Although we've learned how to obtain the "estimated regression coefficients" b0 and b1, we've not yet discussed what we learn from them. One thing they allow us to do is to predict future responses — one of the most common uses of an estimated regression line. This use is rather straightforward:

 A common use of the estimated regression line. $\hat{y}_{i,wt}=-267+6.14 x_{i, ht}$ Predict (mean) weight of 66"-inch tall people. $\hat{y}_{i, wt}=-267+6.14(66)=138.24$ Predict (mean) weight of 67"-inch tall people. $\hat{y}_{i, wt}=-267+6.14(67)=144.38$

Now, what does b0 tell us? The answer is obvious when you evaluate the estimated regression equation at x = 0. Here, it tells us that a person who is 0 inches tall is predicted to weigh -267 pounds!
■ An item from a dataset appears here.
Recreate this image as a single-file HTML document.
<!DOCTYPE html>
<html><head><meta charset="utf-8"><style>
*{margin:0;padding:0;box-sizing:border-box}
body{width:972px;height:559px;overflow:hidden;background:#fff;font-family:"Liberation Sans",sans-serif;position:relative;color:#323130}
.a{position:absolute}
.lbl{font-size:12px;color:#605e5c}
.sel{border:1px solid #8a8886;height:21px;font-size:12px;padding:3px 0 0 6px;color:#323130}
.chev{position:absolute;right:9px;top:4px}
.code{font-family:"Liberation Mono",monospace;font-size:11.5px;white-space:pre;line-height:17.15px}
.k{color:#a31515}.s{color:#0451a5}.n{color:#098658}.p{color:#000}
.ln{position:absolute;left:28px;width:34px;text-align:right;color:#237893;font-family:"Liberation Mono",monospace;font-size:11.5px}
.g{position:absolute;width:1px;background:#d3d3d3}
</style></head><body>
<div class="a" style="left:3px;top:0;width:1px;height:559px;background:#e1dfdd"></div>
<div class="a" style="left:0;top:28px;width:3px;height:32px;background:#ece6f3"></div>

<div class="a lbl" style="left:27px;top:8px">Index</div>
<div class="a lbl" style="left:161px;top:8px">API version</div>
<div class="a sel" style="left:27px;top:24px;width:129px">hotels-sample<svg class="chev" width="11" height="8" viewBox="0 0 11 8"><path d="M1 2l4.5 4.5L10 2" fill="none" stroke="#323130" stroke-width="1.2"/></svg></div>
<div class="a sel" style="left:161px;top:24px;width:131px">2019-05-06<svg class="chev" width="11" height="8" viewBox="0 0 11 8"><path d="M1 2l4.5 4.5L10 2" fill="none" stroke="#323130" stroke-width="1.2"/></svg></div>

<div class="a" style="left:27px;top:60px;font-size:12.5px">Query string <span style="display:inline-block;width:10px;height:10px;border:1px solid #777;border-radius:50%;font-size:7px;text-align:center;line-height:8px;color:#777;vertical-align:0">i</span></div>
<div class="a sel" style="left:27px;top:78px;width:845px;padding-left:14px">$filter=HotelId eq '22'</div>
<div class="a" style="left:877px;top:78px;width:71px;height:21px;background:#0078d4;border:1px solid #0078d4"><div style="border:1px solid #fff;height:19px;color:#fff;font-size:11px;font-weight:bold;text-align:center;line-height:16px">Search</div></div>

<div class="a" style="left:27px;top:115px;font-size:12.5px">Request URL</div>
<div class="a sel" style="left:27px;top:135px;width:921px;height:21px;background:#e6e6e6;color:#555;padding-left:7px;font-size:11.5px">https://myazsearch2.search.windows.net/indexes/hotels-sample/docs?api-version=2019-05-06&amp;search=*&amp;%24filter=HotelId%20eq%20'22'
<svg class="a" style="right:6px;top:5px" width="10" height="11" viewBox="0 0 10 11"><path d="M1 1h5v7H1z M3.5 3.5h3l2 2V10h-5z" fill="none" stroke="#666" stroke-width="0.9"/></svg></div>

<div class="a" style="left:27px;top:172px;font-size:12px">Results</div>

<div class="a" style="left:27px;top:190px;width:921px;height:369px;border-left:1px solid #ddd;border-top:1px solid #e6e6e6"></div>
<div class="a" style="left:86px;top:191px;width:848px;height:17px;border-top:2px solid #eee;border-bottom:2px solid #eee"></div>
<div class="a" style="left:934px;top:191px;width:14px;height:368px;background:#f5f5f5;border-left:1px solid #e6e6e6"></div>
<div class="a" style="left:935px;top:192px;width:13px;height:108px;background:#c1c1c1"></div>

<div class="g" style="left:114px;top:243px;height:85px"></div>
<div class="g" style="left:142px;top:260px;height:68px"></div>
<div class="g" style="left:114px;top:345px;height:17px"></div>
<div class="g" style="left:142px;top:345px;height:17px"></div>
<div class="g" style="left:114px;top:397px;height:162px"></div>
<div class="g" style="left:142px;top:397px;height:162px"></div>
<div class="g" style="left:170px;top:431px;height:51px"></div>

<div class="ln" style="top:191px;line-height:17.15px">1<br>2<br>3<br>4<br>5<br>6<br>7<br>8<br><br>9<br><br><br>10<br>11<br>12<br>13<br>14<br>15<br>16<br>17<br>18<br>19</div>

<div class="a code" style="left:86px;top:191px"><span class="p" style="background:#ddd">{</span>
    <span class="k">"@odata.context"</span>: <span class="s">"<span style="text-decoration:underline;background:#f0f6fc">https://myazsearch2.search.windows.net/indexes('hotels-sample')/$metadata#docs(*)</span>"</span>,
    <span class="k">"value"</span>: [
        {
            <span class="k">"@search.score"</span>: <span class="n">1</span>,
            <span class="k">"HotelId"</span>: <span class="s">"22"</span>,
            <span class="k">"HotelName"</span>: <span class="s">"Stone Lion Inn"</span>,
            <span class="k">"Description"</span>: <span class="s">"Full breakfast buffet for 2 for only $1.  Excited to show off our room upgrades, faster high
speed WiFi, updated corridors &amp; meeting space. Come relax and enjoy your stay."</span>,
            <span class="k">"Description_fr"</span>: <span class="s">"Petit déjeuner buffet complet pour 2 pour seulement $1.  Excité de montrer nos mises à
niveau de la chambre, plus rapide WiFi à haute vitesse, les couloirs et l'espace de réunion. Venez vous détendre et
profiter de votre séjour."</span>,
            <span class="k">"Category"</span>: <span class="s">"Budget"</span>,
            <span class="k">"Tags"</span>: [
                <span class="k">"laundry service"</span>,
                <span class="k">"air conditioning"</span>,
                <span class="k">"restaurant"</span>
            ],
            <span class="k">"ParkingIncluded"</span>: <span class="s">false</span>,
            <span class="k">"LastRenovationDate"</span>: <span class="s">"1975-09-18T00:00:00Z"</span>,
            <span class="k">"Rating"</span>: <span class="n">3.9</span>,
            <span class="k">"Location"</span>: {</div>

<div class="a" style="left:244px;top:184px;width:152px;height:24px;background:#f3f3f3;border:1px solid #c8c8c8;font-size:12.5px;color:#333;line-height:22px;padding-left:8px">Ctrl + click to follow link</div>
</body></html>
Clearly, this prediction is nonsense. This happened because we "extrapolated" beyond the "scope of the model" (the range of the x values). It is not meaningful to have a height of 0 inches, that is, the scope of the model does not include x = 0. So, here the intercept b0 is not meaningful. In general, if the "scope of the model" includes x = 0, then b0 is the predicted mean response when x = 0. Otherwise, b0 is not meaningful. There is more information on this here.

And, what does b1 tell us? The answer is obvious when you subtract the predicted weight of 66"-inch tall people from the predicted weight of 67"-inch tall people. We obtain 144.38 - 138.24 = 6.14 pounds -- the value of b1. Here, it tells us that we predict the mean weight to increase by 6.14 pounds for every additional one-inch increase in height. In general, we can expect the mean response to increase or decrease by b1 units for every one unit increase in x.